> [Work instructions]: Each line of the material must be repeated precisely, with the pictures left out.

==*==

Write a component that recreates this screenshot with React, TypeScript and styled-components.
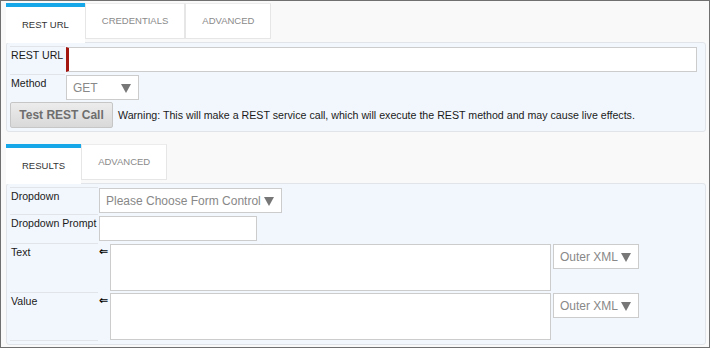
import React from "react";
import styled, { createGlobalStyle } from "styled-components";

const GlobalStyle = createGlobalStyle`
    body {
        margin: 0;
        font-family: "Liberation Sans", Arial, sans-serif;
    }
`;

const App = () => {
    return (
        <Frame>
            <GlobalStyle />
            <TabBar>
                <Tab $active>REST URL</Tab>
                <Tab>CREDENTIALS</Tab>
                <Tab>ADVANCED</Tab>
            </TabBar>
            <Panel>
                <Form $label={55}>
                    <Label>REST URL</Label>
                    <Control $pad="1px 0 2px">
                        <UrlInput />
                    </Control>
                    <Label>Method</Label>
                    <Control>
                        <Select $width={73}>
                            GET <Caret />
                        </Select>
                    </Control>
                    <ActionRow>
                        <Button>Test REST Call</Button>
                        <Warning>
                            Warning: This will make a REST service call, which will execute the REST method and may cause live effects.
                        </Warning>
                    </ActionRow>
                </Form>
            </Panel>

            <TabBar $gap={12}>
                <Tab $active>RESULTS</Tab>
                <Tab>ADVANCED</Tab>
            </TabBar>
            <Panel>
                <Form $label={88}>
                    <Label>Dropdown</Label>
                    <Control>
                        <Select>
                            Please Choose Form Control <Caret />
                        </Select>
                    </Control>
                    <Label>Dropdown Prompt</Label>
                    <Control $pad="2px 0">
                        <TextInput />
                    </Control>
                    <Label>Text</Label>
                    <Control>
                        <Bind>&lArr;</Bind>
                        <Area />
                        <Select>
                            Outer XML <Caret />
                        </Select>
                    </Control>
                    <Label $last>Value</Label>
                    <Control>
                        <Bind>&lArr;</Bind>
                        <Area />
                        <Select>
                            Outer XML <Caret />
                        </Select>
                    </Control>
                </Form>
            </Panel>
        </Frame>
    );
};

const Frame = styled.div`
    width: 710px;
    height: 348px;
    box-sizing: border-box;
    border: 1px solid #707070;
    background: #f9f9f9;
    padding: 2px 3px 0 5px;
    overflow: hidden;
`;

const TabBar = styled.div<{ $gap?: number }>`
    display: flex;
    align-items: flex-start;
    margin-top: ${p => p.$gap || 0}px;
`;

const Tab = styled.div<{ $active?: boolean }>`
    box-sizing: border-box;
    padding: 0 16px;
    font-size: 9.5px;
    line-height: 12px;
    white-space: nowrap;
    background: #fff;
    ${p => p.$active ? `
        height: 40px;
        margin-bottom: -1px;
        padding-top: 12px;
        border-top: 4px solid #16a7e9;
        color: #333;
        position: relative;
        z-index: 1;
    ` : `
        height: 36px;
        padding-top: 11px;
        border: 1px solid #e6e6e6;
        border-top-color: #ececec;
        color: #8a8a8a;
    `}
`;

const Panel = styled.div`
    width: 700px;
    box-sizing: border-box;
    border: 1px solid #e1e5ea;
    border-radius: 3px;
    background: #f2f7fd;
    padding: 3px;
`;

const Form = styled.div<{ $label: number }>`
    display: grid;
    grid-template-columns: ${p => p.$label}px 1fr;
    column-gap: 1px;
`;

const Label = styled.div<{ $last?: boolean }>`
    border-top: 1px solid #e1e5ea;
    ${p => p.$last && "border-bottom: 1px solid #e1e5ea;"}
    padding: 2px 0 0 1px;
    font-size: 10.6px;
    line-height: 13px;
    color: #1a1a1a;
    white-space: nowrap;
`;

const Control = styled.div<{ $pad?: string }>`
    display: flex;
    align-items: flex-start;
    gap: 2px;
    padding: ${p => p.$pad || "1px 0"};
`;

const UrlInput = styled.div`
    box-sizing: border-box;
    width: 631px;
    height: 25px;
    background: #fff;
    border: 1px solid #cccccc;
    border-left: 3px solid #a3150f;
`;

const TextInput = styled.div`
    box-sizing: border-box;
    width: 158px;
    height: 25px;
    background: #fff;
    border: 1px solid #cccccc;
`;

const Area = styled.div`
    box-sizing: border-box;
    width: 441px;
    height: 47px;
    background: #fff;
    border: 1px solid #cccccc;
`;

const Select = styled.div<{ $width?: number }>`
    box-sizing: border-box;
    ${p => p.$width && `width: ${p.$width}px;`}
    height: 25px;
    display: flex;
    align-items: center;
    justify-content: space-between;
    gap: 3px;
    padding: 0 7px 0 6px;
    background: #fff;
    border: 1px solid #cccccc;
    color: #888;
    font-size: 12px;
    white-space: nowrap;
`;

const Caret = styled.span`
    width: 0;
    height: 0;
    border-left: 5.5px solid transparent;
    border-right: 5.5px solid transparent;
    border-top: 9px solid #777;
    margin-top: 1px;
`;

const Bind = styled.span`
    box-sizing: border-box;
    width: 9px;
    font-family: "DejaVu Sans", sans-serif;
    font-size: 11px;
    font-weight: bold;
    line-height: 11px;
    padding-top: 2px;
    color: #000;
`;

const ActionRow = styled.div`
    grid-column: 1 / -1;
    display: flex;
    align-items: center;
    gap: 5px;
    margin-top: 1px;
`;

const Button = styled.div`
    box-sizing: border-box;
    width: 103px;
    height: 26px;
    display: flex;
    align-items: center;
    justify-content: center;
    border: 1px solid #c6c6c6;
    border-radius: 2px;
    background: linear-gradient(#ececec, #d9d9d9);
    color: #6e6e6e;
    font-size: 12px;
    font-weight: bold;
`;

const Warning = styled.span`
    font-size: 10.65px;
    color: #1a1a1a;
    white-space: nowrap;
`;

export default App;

==*==

> [Complete response]:
Write a component that recreates this screenshot with React, TypeScript and styled-components.
import React from "react";
import styled, { createGlobalStyle } from "styled-components";

const GlobalStyle = createGlobalStyle`
    body {
        margin: 0;
        font-family: "Liberation Sans", Arial, sans-serif;
    }
`;

const App = () => {
    return (
        <Frame>
            <GlobalStyle />
            <TabBar>
                <Tab $active>REST URL</Tab>
                <Tab>CREDENTIALS</Tab>
                <Tab>ADVANCED</Tab>
            </TabBar>
            <Panel>
                <Form $label={55}>
                    <Label>REST URL</Label>
                    <Control $pad="1px 0 2px">
                        <UrlInput />
                    </Control>
                    <Label>Method</Label>
                    <Control>
                        <Select $width={73}>
                            GET <Caret />
                        </Select>
                    </Control>
                    <ActionRow>
                        <Button>Test REST Call</Button>
                        <Warning>
                            Warning: This will make a REST service call, which will execute the REST method and may cause live effects.
                        </Warning>
                    </ActionRow>
                </Form>
            </Panel>

            <TabBar $gap={12}>
                <Tab $active>RESULTS</Tab>
                <Tab>ADVANCED</Tab>
            </TabBar>
            <Panel>
                <Form $label={88}>
                    <Label>Dropdown</Label>
                    <Control>
                        <Select>
                            Please Choose Form Control <Caret />
                        </Select>
                    </Control>
                    <Label>Dropdown Prompt</Label>
                    <Control $pad="2px 0">
                        <TextInput />
                    </Control>
                    <Label>Text</Label>
                    <Control>
                        <Bind>&lArr;</Bind>
                        <Area />
                        <Select>
                            Outer XML <Caret />
                        </Select>
                    </Control>
                    <Label $last>Value</Label>
                    <Control>
                        <Bind>&lArr;</Bind>
                        <Area />
                        <Select>
                            Outer XML <Caret />
                        </Select>
                    </Control>
                </Form>
            </Panel>
        </Frame>
    );
};

const Frame = styled.div`
    width: 710px;
    height: 348px;
    box-sizing: border-box;
    border: 1px solid #707070;
    background: #f9f9f9;
    padding: 2px 3px 0 5px;
    overflow: hidden;
`;

const TabBar = styled.div<{ $gap?: number }>`
    display: flex;
    align-items: flex-start;
    margin-top: ${p => p.$gap || 0}px;
`;

const Tab = styled.div<{ $active?: boolean }>`
    box-sizing: border-box;
    padding: 0 16px;
    font-size: 9.5px;
    line-height: 12px;
    white-space: nowrap;
    background: #fff;
    ${p => p.$active ? `
        height: 40px;
        margin-bottom: -1px;
        padding-top: 12px;
        border-top: 4px solid #16a7e9;
        color: #333;
        position: relative;
        z-index: 1;
    ` : `
        height: 36px;
        padding-top: 11px;
        border: 1px solid #e6e6e6;
        border-top-color: #ececec;
        color: #8a8a8a;
    `}
`;

const Panel = styled.div`
    width: 700px;
    box-sizing: border-box;
    border: 1px solid #e1e5ea;
    border-radius: 3px;
    background: #f2f7fd;
    padding: 3px;
`;

const Form = styled.div<{ $label: number }>`
    display: grid;
    grid-template-columns: ${p => p.$label}px 1fr;
    column-gap: 1px;
`;

const Label = styled.div<{ $last?: boolean }>`
    border-top: 1px solid #e1e5ea;
    ${p => p.$last && "border-bottom: 1px solid #e1e5ea;"}
    padding: 2px 0 0 1px;
    font-size: 10.6px;
    line-height: 13px;
    color: #1a1a1a;
    white-space: nowrap;
`;

const Control = styled.div<{ $pad?: string }>`
    display: flex;
    align-items: flex-start;
    gap: 2px;
    padding: ${p => p.$pad || "1px 0"};
`;

const UrlInput = styled.div`
    box-sizing: border-box;
    width: 631px;
    height: 25px;
    background: #fff;
    border: 1px solid #cccccc;
    border-left: 3px solid #a3150f;
`;

const TextInput = styled.div`
    box-sizing: border-box;
    width: 158px;
    height: 25px;
    background: #fff;
    border: 1px solid #cccccc;
`;

const Area = styled.div`
    box-sizing: border-box;
    width: 441px;
    height: 47px;
    background: #fff;
    border: 1px solid #cccccc;
`;

const Select = styled.div<{ $width?: number }>`
    box-sizing: border-box;
    ${p => p.$width && `width: ${p.$width}px;`}
    height: 25px;
    display: flex;
    align-items: center;
    justify-content: space-between;
    gap: 3px;
    padding: 0 7px 0 6px;
    background: #fff;
    border: 1px solid #cccccc;
    color: #888;
    font-size: 12px;
    white-space: nowrap;
`;

const Caret = styled.span`
    width: 0;
    height: 0;
    border-left: 5.5px solid transparent;
    border-right: 5.5px solid transparent;
    border-top: 9px solid #777;
    margin-top: 1px;
`;

const Bind = styled.span`
    box-sizing: border-box;
    width: 9px;
    font-family: "DejaVu Sans", sans-serif;
    font-size: 11px;
    font-weight: bold;
    line-height: 11px;
    padding-top: 2px;
    color: #000;
`;

const ActionRow = styled.div`
    grid-column: 1 / -1;
    display: flex;
    align-items: center;
    gap: 5px;
    margin-top: 1px;
`;

const Button = styled.div`
    box-sizing: border-box;
    width: 103px;
    height: 26px;
    display: flex;
    align-items: center;
    justify-content: center;
    border: 1px solid #c6c6c6;
    border-radius: 2px;
    background: linear-gradient(#ececec, #d9d9d9);
    color: #6e6e6e;
    font-size: 12px;
    font-weight: bold;
`;

const Warning = styled.span`
    font-size: 10.65px;
    color: #1a1a1a;
    white-space: nowrap;
`;

export default App;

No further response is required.